There is no reason to go to Nii, unless you want a nice walk in mountains and countryside. There is also a very pretty lake up in the mountains. Not a tourist attraction.
Take the JR to Himeji and change to the Bantan Line. Nii is an express stop. From the train station turn right and cross the tracks when you can. That is probably the main road. Once you cross the tracks you will come to a river; cross that as well. Then walk uphill. There is a main road going that way but next to it is a country road going the same way. After about 30 minutes you will come to a park-like area and a dam. You can walk around the lake above the dam.
This is a good quiet spot just north of Kyoto. A little walking and a good day trip. Two very nice (if small) temples in the country-side.

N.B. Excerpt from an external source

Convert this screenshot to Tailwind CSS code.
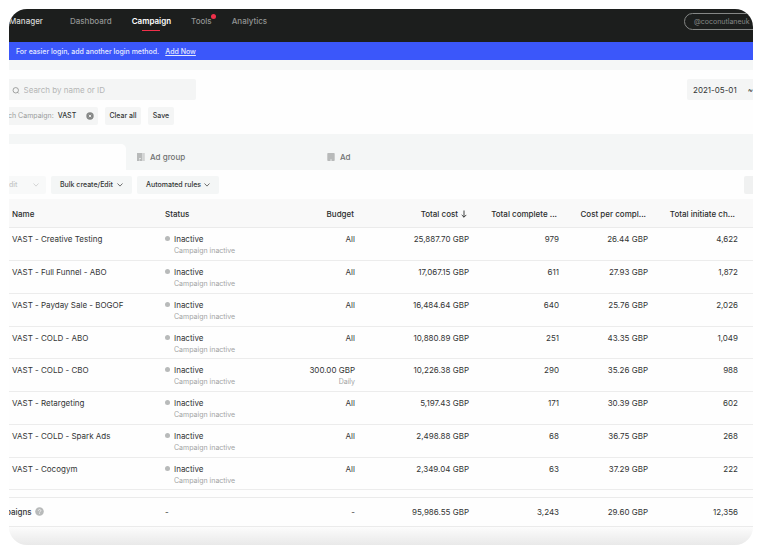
<!DOCTYPE html>
<html lang="en">
<head>
  <meta charset="UTF-8">
  <meta name="viewport" content="width=device-width, initial-scale=1.0">
  <title>Campaigns — Ads Manager</title>
  <script src="https://cdn.jsdelivr.net/npm/@tailwindcss/browser@4"></script>
</head>
<body class="bg-white p-[9px] font-['Inter',sans-serif] text-[8px] leading-3 text-[#333535]">

  <div class="overflow-hidden rounded-[18px] bg-[#fefefe]">

    <!-- Top navigation -->
    <header class="flex h-[33px] items-start justify-between overflow-hidden bg-[#1c1e1d] font-medium text-[#929493]">
      <nav class="flex gap-5 pt-[6px]">
        <a href="#" class="mr-[7px] text-[#d8d9d9]">Manager</a>
        <a href="#">Dashboard</a>
        <a href="#" class="relative font-semibold text-white">Campaign<span class="absolute -bottom-1 left-1/2 h-px w-[18px] -translate-x-1/2 bg-[#f0304a]"></span></a>
        <a href="#" class="relative">Tools<span class="absolute -right-1 -top-px size-[5px] rounded-full bg-[#f0304a]"></span></a>
        <a href="#">Analytics</a>
      </nav>
      <button class="mt-1 -mr-3 h-[17px] w-[81px] rounded-full border border-[#858786] pl-[9px] text-left text-[7px] font-normal text-[#858786]">@coconutlaneuk</button>
    </header>

    <div class="flex h-[18px] items-center gap-[6px] bg-[#3b57fa] pl-[7px] pt-px text-[7px] font-medium text-[#e5e9ff]">
      <span>For easier login, add another login method.</span>
      <a href="#" class="underline">Add Now</a>
    </div>
    <div class="h-[10px] bg-[#f5f7f7]"></div>

    <!-- Search and filters -->
    <div class="mt-[9px] flex items-center justify-between">
      <label class="flex h-[21px] w-[187px] items-center gap-1 rounded-r-[2px] bg-[#f4f5f5] pl-[3px]">
        <svg class="size-2 text-[#858786]" viewBox="0 0 8 8" fill="none" stroke="currentColor" stroke-width=".8"><circle cx="4" cy="4.3" r="2.9"/><path d="M5.8 6.3 7.2 7.7"/></svg>
        <input type="text" aria-label="Search" placeholder="Search by name or ID" class="w-full outline-none placeholder:text-[#b4b6b6]">
      </label>
      <button class="flex h-[21px] w-[66px] items-center justify-between rounded-l-[2px] bg-[#f4f5f5] pl-[6px]"><span>2021-05-01</span><span>~</span></button>
    </div>

    <div class="mt-[7px] flex h-[18px] gap-[7px] text-[7px] font-medium">
      <div class="flex w-[89px] items-center overflow-hidden rounded-r-[2px] bg-[#f4f5f5] pr-1">
        <span class="-ml-px whitespace-nowrap font-normal text-[#9a9c9c]">ch Campaign:</span>
        <span class="ml-1">VAST</span>
        <button aria-label="Remove filter" class="ml-auto">
          <svg class="size-2" viewBox="0 0 8 8"><circle cx="4" cy="4" r="3.7" fill="#858786"/><path d="m2.8 2.8 2.4 2.4m0-2.4L2.8 5.2" stroke="#fff" stroke-width=".8"/></svg>
        </button>
      </div>
      <button class="w-9 rounded-[2px] bg-[#f4f5f5]">Clear all</button>
      <button class="w-[26px] rounded-[2px] bg-[#f4f5f5]">Save</button>
    </div>

    <!-- Level tabs -->
    <div class="mt-[9px] flex h-9 items-end bg-[#f4f6f6] font-medium text-[#6f7171]">
      <button aria-label="Campaign" class="h-[26px] w-[117px] rounded-tr-[5px] bg-[#fefefe]"></button>
      <button class="flex h-[26px] w-[191px] items-center gap-[5px] pl-[11px]">
        <svg class="size-2" viewBox="0 0 8 8"><path d="M0 0h5.5v8H0z" fill="#b8baba"/><path d="M6 0h1.8v8H6z" fill="#d2d4d4"/><path d="M2 5.5h2M2 7h1" stroke="#f4f6f6" stroke-width=".7"/></svg>
        Ad group
      </button>
      <button class="flex h-[26px] items-center gap-[5px] pl-[10px]">
        <svg class="size-2" viewBox="0 0 8 8"><rect x=".3" width="7.4" height="8" rx=".8" fill="#b8baba"/><path d="M3 7.4 4 6l1 1.4z" fill="#f4f6f6"/></svg>
        Ad
      </button>
    </div>

    <!-- Toolbar -->
    <div class="mt-[6px] flex h-[18px] gap-[5px] text-[7px] font-medium">
      <button class="flex w-[37px] items-center justify-between rounded-r-[2px] bg-[#f8f9f9] pr-[7px] text-[#c4c6c6]" disabled>
        dit
        <svg class="h-1 w-[6px]" viewBox="0 0 6 4" fill="none" stroke="currentColor" stroke-width=".7"><path d="M.5.5 3 3.1 5.5.5"/></svg>
      </button>
      <button class="flex w-[81px] items-center justify-between rounded-[2px] bg-[#f4f6f6] px-[9px]">
        Bulk create/Edit
        <svg class="h-1 w-[6px]" viewBox="0 0 6 4" fill="none" stroke="currentColor" stroke-width=".7"><path d="M.5.5 3 3.1 5.5.5"/></svg>
      </button>
      <button class="flex w-[82px] items-center justify-between rounded-[2px] bg-[#f4f6f6] px-[9px]">
        Automated rules
        <svg class="h-1 w-[6px]" viewBox="0 0 6 4" fill="none" stroke="currentColor" stroke-width=".7"><path d="M.5.5 3 3.1 5.5.5"/></svg>
      </button>
      <button aria-label="Columns" class="ml-auto w-[9px] rounded-l-[2px] bg-[#f0f1f1]"></button>
    </div>

    <table class="mt-[5px] w-full table-fixed whitespace-nowrap text-right">
      <colgroup>
        <col>
        <col class="w-[112px]">
        <col class="w-[91px]">
        <col class="w-[114px]">
        <col class="w-[90px]">
        <col class="w-[89px]">
        <col class="w-[95px]">
      </colgroup>
      <thead class="bg-[#f9f9f9] text-[#2b2d2d]">
        <tr class="h-7 border-b border-[#ebebeb] *:pt-[2px] *:font-medium">
          <th class="pl-[3px] text-left">Name</th>
          <th class="pl-[3px] text-left">Status</th>
          <th class="pr-[11px]">Budget</th>
          <th class="pr-3">
            <span class="inline-flex items-center gap-[3px]">Total cost
              <svg class="h-2 w-[6px]" viewBox="0 0 6 8" fill="none" stroke="currentColor" stroke-width=".9"><path d="M3 .5v6.7M.7 4.9 3 7.2l2.3-2.3"/></svg>
            </span>
          </th>
          <th class="pr-3">Total complete ...</th>
          <th class="pr-3">Cost per compl...</th>
          <th class="pr-[18px]">Total initiate ch...</th>
        </tr>
      </thead>
      <tbody id="campaignRows"></tbody>
      <tfoot>
        <tr class="h-[29px] border-y border-[#ebebeb]">
          <td class="text-left font-medium">
            <span class="flex items-center gap-[3px]">
              <span class="-ml-[3px]">paigns</span>
              <svg class="size-[9px]" viewBox="0 0 9 9"><circle cx="4.5" cy="4.5" r="4.3" fill="#b8baba"/><path d="M3.3 3.7c0-1.7 2.5-1.6 2.500-.1 0 .9-1.2.9-1.2 1.9M4.6 6.2v.8" fill="none" stroke="#fff" stroke-width=".7"/></svg>
            </span>
          </td>
          <td class="pl-[3px] text-left">-</td>
          <td class="pr-[10px]">-</td>
          <td class="pr-[10px]">95,986.55 GBP</td>
          <td class="pr-[10px]">3,243</td>
          <td class="pr-[10px]">29.60 GBP</td>
          <td class="pr-[15px]">12,356</td>
        </tr>
      </tfoot>
    </table>
    <div class="h-[18px] bg-linear-to-b from-[#fcfcfc] to-[#e9e9e9]"></div>
  </div>

  <script>
    const campaigns = [
      ["VAST - Creative Testing", "All", "", "25,887.70", "979", "26.44", "4,622"],
      ["VAST - Full Funnel - ABO", "All", "", "17,067.15", "611", "27.93", "1,872"],
      ["VAST - Payday Sale - BOGOF", "All", "", "16,484.64", "640", "25.76", "2,026"],
      ["VAST - COLD - ABO", "All", "", "10,880.89", "251", "43.35", "1,049"],
      ["VAST - COLD - CBO", "300.00 GBP", "Daily", "10,226.38", "290", "35.26", "988"],
      ["VAST - Retargeting", "All", "", "5,197.43", "171", "30.39", "602"],
      ["VAST - COLD - Spark Ads", "All", "", "2,498.88", "68", "36.75", "268"],
      ["VAST - Cocogym", "All", "", "2,349.04", "63", "37.29", "222"]
    ];

    const rows = campaigns.map(([name, budget, period, cost, complete, per, initiate]) => `
      <tr class="h-[33px] border-b border-[#ececec] align-top *:pt-[5px] nth-[4n]:h-8">
        <td class="pl-[3px] text-left">${name}</td>
        <td class="pl-[3px] text-left">
          <div class="flex items-center gap-1"><span class="size-[5px] rounded-full bg-[#b8baba]"></span>Inactive</div>
          <div class="pl-[9px] text-[7px] text-[#a2a4a4]">Campaign inactive</div>
        </td>
        <td class="pr-[10px]">${budget}<div class="text-[7px] text-[#a2a4a4]">${period}</div></td>
        <td class="pr-[10px]">${cost} GBP</td>
        <td class="pr-[10px]">${complete}</td>
        <td class="pr-[10px]">${per} GBP</td>
        <td class="pr-[15px]">${initiate}</td>
      </tr>`);

    rows.push(`<tr class="h-2"><td colspan="7"></td></tr>`);
    document.getElementById("campaignRows").innerHTML = rows.join("");
  </script>

</body>
</html>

Take the JR to Kyoto. The fast express is the best. In front of the train station there are many buses. Take the one going to Ohara which can be found furthest away from the train station (bus #17 or #18) platform #1. This is all marked. You can buy a ticket before (there is a ticket window) or on the bus (¥ 520). It takes about an hour on the bus with many stops in the city. Get off at the last stop. Here you can walk to the right or left. Eventually, do both. To the left, follow a stream uphill, not difficult, pass some shops, some rice fields, some more shops. Shortly after a pottery shop there will be a stairway on your right to the temple.
If you cross the street at the bus stop simply go uphill through the usual shop to the larger of the two temples. Both places are very pleasant. The walking is easy and both can be visited in a day.